* Supplied material:
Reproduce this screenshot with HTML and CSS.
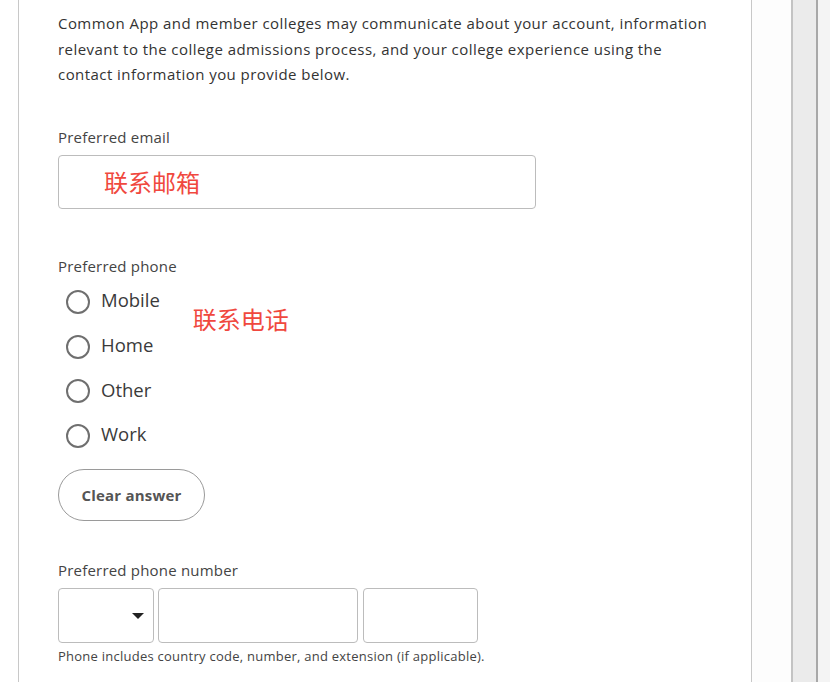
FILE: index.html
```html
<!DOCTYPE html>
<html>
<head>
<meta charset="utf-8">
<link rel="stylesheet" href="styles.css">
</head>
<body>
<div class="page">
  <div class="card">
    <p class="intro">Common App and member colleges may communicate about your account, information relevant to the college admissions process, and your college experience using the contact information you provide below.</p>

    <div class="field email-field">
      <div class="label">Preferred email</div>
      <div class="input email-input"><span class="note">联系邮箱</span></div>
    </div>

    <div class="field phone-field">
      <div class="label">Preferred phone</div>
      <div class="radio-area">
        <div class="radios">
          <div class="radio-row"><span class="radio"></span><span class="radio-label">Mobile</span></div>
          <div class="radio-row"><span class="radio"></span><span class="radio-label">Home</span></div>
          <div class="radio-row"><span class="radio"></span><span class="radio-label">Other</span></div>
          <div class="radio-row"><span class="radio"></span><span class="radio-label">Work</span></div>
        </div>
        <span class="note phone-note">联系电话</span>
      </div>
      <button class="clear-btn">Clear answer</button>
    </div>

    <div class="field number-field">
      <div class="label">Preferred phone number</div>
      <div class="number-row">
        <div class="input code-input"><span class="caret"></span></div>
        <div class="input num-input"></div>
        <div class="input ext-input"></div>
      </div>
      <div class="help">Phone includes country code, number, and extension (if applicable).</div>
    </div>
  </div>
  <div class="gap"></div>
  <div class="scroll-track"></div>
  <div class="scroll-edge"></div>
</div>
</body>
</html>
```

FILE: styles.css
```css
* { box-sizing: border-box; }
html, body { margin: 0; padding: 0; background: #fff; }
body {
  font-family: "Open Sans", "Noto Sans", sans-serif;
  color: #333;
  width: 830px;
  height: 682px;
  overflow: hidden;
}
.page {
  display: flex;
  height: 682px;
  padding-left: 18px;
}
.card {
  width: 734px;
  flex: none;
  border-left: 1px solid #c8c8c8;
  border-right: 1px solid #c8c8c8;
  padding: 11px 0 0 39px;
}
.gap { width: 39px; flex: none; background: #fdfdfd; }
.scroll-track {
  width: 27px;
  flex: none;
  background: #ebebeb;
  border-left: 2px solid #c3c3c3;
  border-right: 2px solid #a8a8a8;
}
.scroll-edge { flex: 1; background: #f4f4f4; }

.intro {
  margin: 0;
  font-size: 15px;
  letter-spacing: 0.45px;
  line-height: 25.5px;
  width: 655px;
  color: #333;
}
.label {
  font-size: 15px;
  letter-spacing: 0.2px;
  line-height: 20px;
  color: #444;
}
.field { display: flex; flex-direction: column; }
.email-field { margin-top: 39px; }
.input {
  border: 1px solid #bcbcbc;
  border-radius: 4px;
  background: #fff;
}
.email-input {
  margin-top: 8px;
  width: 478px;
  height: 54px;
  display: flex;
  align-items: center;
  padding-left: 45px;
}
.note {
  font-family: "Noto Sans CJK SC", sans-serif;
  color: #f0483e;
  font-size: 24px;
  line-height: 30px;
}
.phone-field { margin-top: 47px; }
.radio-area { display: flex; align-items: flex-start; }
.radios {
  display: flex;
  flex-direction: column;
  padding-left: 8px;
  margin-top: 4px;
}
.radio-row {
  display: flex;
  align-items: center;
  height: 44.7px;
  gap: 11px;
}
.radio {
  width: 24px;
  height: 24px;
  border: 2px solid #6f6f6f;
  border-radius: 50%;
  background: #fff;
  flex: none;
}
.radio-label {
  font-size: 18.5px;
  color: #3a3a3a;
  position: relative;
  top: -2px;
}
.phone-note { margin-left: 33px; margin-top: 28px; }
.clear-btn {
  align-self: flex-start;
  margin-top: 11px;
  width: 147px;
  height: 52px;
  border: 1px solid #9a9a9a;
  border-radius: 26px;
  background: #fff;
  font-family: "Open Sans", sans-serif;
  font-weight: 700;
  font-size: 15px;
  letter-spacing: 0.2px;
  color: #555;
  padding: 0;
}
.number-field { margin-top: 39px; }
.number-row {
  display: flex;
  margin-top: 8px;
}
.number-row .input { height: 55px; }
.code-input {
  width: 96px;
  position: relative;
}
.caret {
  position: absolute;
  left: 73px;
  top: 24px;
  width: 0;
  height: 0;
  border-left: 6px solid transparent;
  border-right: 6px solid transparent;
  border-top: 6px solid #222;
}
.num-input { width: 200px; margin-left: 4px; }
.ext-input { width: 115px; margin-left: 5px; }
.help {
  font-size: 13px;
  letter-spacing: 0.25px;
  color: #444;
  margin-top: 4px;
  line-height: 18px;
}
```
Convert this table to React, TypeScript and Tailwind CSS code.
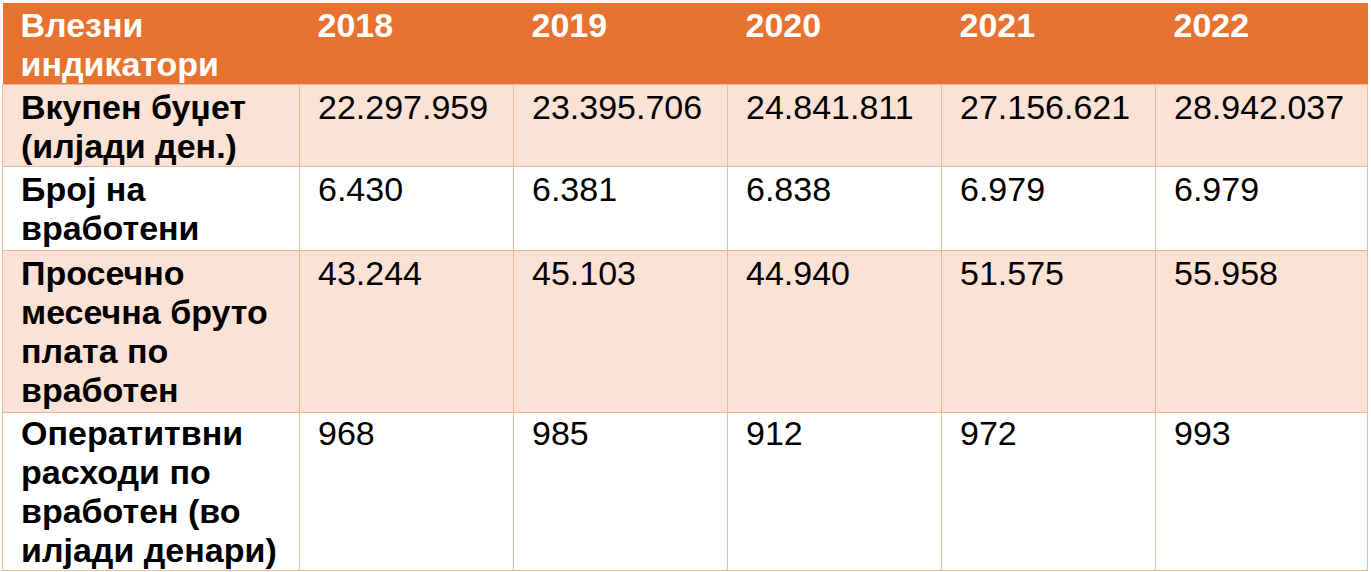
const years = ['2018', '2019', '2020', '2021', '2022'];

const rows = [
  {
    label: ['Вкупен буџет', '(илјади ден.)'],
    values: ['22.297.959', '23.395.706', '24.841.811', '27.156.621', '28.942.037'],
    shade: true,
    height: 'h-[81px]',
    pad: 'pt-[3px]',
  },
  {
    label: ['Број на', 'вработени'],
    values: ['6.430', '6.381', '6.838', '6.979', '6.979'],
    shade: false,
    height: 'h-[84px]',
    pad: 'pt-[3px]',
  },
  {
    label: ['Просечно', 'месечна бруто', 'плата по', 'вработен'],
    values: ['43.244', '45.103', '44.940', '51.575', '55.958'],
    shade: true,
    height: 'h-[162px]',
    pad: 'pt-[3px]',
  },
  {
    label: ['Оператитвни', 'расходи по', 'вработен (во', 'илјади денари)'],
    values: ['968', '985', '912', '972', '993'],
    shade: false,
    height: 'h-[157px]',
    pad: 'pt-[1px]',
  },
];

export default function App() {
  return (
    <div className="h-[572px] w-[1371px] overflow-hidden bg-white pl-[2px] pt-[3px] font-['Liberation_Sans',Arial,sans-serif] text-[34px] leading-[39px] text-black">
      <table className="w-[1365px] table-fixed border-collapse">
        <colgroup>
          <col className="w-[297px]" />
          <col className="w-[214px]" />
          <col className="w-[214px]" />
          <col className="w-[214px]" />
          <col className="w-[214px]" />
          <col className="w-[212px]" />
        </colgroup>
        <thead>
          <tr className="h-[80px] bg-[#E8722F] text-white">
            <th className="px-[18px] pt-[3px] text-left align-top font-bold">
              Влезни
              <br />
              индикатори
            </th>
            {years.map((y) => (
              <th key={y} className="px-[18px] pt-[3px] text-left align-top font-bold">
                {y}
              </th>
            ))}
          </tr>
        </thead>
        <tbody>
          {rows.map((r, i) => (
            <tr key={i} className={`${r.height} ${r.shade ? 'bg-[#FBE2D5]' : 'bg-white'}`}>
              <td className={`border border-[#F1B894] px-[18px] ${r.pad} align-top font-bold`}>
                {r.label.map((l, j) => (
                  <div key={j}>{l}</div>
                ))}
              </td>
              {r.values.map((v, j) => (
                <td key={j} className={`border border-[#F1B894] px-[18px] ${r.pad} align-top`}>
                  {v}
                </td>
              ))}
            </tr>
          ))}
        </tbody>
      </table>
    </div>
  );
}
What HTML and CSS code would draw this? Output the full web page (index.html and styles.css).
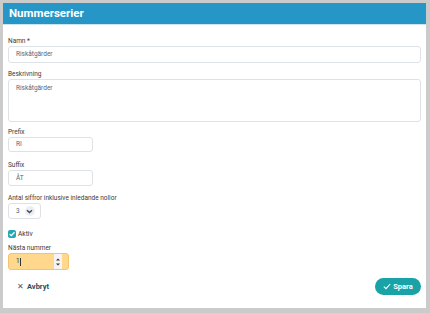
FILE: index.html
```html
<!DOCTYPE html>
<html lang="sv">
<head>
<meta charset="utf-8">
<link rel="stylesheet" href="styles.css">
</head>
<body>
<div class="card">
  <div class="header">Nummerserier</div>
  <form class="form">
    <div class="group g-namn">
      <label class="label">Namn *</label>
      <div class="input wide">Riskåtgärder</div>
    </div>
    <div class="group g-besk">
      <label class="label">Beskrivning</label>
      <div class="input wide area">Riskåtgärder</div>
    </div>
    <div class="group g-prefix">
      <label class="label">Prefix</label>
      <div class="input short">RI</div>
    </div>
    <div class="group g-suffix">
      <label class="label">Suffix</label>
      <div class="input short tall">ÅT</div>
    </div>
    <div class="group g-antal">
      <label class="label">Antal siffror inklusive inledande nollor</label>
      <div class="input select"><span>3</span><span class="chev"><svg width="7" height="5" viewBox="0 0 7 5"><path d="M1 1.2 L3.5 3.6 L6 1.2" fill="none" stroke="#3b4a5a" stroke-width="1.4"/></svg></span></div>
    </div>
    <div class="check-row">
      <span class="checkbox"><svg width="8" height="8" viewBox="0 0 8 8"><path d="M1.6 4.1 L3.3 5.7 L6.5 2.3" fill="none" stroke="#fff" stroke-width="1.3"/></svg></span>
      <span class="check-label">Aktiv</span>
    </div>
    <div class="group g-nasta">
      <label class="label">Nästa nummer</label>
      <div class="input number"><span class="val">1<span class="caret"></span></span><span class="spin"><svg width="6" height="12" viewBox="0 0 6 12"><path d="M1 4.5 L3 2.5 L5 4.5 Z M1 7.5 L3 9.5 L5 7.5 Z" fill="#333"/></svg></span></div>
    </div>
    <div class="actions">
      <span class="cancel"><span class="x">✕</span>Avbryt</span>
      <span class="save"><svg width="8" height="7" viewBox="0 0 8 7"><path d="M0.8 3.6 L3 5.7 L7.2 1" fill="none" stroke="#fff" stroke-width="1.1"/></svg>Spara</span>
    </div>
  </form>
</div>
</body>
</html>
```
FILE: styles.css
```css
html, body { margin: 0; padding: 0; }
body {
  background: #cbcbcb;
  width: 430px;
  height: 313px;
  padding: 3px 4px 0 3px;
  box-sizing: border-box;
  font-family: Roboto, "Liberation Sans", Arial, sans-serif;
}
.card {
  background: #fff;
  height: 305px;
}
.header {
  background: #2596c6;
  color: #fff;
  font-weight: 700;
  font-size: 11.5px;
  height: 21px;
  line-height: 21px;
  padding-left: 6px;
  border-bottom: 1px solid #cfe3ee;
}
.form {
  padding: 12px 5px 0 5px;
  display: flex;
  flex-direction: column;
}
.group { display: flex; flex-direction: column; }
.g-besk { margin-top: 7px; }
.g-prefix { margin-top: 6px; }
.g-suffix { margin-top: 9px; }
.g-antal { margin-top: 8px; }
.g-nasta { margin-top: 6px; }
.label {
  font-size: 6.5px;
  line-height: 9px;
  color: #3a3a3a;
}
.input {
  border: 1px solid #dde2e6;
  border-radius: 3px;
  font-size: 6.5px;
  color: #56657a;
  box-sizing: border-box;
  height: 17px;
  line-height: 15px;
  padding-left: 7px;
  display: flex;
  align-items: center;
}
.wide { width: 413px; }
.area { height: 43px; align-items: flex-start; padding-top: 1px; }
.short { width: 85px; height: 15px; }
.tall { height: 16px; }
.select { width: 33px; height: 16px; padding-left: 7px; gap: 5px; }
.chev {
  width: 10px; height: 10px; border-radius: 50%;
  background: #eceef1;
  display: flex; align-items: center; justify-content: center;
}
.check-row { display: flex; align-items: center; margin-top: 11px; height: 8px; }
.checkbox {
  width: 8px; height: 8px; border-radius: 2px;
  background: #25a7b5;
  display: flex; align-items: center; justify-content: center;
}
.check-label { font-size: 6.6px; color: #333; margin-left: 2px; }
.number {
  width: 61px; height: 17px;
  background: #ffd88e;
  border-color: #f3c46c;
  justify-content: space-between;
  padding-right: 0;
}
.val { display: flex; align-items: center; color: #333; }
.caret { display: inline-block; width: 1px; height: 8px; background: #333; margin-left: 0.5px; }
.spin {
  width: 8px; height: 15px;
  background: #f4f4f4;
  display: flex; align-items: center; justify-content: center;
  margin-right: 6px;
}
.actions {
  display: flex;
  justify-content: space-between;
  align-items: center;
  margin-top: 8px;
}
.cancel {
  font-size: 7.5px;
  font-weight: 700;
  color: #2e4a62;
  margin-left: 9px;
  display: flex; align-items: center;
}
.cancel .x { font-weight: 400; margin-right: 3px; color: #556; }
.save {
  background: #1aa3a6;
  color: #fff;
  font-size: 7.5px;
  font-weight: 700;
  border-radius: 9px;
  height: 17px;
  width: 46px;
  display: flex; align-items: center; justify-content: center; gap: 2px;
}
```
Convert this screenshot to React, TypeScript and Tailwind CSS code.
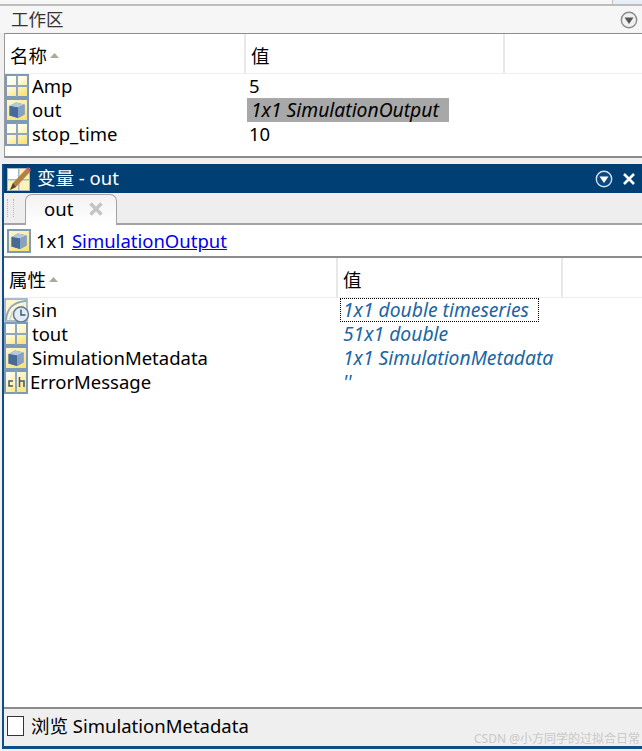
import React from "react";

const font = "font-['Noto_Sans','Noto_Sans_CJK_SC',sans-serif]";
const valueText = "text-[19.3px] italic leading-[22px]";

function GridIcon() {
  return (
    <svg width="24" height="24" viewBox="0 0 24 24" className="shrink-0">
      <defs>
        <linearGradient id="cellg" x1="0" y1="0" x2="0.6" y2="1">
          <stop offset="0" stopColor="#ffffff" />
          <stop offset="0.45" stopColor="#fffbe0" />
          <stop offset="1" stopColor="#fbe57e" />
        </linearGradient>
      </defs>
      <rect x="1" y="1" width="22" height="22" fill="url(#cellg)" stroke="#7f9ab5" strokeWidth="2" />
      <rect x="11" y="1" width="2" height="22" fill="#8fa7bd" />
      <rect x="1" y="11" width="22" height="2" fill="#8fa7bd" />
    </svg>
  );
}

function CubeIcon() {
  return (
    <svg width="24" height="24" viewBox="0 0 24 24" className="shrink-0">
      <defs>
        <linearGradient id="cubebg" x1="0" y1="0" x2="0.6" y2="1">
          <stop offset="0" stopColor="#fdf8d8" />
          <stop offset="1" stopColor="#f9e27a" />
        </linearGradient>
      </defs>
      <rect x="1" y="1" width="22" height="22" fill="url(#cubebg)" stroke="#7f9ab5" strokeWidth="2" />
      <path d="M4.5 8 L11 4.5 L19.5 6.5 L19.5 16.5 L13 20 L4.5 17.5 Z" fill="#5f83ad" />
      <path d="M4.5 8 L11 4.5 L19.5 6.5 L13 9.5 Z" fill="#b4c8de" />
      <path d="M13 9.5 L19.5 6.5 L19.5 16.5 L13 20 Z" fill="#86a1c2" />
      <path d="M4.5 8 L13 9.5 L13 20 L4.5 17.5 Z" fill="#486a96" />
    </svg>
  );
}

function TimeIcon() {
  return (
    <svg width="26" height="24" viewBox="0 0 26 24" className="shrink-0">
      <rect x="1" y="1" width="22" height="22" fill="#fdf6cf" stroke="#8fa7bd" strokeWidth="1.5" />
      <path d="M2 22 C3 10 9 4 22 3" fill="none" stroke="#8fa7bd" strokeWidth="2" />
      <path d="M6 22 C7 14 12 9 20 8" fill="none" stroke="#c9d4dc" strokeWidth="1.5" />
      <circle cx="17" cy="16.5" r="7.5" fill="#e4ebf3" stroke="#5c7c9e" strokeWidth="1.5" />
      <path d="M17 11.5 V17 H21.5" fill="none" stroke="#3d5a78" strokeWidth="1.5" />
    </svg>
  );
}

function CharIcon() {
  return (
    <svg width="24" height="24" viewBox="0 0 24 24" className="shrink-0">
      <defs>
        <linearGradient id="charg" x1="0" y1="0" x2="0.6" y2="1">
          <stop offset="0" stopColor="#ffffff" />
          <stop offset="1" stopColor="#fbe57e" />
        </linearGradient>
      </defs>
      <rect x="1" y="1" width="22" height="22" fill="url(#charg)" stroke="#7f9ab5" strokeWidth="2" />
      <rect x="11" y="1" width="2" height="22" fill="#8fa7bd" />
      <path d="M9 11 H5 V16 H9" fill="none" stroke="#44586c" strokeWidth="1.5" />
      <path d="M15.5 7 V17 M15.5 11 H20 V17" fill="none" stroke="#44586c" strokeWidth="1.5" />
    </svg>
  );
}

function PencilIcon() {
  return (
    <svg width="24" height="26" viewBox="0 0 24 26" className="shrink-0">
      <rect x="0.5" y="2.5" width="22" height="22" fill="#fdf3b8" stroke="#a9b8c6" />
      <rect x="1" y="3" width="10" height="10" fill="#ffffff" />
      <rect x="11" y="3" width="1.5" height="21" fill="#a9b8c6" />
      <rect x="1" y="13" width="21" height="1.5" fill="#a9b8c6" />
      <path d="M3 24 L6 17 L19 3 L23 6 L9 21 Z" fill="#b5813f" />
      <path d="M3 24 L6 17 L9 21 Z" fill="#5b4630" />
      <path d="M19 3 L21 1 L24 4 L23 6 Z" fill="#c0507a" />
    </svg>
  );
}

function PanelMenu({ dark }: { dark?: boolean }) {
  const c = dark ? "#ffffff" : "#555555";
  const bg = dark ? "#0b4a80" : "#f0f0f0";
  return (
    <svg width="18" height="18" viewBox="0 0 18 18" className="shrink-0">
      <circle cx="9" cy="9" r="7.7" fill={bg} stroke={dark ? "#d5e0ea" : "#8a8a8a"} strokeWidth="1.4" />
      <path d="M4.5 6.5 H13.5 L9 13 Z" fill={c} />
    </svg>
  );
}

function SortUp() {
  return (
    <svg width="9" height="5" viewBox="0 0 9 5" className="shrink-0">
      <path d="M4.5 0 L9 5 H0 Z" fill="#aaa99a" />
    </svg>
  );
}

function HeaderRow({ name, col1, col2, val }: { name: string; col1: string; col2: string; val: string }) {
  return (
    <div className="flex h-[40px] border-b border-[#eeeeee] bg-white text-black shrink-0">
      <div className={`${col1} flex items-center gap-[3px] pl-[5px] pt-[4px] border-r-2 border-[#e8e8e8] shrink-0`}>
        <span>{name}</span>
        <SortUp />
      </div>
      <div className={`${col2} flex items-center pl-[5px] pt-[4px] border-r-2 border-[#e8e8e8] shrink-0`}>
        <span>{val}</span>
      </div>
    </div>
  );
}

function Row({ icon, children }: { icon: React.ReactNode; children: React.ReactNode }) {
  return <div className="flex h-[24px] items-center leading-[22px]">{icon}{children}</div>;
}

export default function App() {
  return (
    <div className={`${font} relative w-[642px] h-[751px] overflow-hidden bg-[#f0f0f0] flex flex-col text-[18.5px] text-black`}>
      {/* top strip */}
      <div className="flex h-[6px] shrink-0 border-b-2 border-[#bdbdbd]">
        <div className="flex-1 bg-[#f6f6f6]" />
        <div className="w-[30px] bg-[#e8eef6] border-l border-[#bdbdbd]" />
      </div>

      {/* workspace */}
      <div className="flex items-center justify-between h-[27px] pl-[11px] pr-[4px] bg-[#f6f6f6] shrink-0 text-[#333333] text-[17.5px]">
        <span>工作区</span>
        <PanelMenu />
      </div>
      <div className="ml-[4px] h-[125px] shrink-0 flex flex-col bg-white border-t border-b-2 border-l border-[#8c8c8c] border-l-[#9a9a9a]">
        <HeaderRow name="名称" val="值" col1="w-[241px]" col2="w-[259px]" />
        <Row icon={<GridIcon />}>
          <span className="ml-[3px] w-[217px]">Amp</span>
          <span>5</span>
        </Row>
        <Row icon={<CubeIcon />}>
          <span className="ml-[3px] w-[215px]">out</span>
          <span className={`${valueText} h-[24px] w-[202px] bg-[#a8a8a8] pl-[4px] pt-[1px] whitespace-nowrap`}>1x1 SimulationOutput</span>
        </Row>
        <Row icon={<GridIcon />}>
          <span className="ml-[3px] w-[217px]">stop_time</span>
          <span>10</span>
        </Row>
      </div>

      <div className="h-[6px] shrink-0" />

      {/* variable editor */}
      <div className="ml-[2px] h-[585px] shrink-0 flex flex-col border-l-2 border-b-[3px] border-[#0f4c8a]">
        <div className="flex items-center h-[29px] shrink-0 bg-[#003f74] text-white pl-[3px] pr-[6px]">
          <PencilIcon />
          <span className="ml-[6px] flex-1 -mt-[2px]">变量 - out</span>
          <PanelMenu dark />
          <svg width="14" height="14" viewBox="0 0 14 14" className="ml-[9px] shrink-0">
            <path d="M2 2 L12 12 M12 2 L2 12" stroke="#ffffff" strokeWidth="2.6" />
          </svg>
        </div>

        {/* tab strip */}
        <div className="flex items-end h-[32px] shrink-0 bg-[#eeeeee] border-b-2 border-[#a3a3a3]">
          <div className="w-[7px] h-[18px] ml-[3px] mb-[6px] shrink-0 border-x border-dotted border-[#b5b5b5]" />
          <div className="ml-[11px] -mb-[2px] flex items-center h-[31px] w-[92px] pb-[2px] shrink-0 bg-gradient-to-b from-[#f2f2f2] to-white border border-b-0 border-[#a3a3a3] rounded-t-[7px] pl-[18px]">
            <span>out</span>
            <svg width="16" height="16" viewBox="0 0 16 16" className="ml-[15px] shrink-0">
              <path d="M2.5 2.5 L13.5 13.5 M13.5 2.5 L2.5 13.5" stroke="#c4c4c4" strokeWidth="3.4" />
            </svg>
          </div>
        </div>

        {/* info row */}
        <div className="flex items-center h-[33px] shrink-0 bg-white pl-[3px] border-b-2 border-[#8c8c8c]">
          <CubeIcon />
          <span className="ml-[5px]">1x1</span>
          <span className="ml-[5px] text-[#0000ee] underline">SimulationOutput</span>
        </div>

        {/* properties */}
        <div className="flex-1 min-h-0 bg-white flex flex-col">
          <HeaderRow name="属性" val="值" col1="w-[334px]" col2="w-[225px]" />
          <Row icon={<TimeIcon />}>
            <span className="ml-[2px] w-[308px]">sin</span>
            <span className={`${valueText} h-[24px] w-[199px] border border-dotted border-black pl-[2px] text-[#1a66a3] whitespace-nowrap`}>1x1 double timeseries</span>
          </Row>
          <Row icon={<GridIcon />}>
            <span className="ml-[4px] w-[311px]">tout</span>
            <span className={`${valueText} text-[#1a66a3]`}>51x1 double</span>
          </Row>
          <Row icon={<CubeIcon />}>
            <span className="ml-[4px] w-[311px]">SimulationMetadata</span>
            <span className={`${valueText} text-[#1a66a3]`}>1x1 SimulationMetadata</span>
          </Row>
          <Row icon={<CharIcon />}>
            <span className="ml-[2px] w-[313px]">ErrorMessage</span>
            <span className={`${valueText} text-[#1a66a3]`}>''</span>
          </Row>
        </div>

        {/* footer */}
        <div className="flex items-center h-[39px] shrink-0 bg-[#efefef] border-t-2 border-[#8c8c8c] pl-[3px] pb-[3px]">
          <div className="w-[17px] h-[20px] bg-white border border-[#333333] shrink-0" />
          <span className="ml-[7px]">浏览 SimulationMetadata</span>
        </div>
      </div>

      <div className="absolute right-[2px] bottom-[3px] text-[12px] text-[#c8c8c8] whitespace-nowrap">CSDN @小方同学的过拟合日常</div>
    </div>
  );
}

* Problem details:
In the records above, find each line holding "React" and copy it.

* Answer in full:
Convert this table to React, TypeScript and Tailwind CSS code.
Convert this screenshot to React, TypeScript and Tailwind CSS code.
import React from "react";
function Row({ icon, children }: { icon: React.ReactNode; children: React.ReactNode }) {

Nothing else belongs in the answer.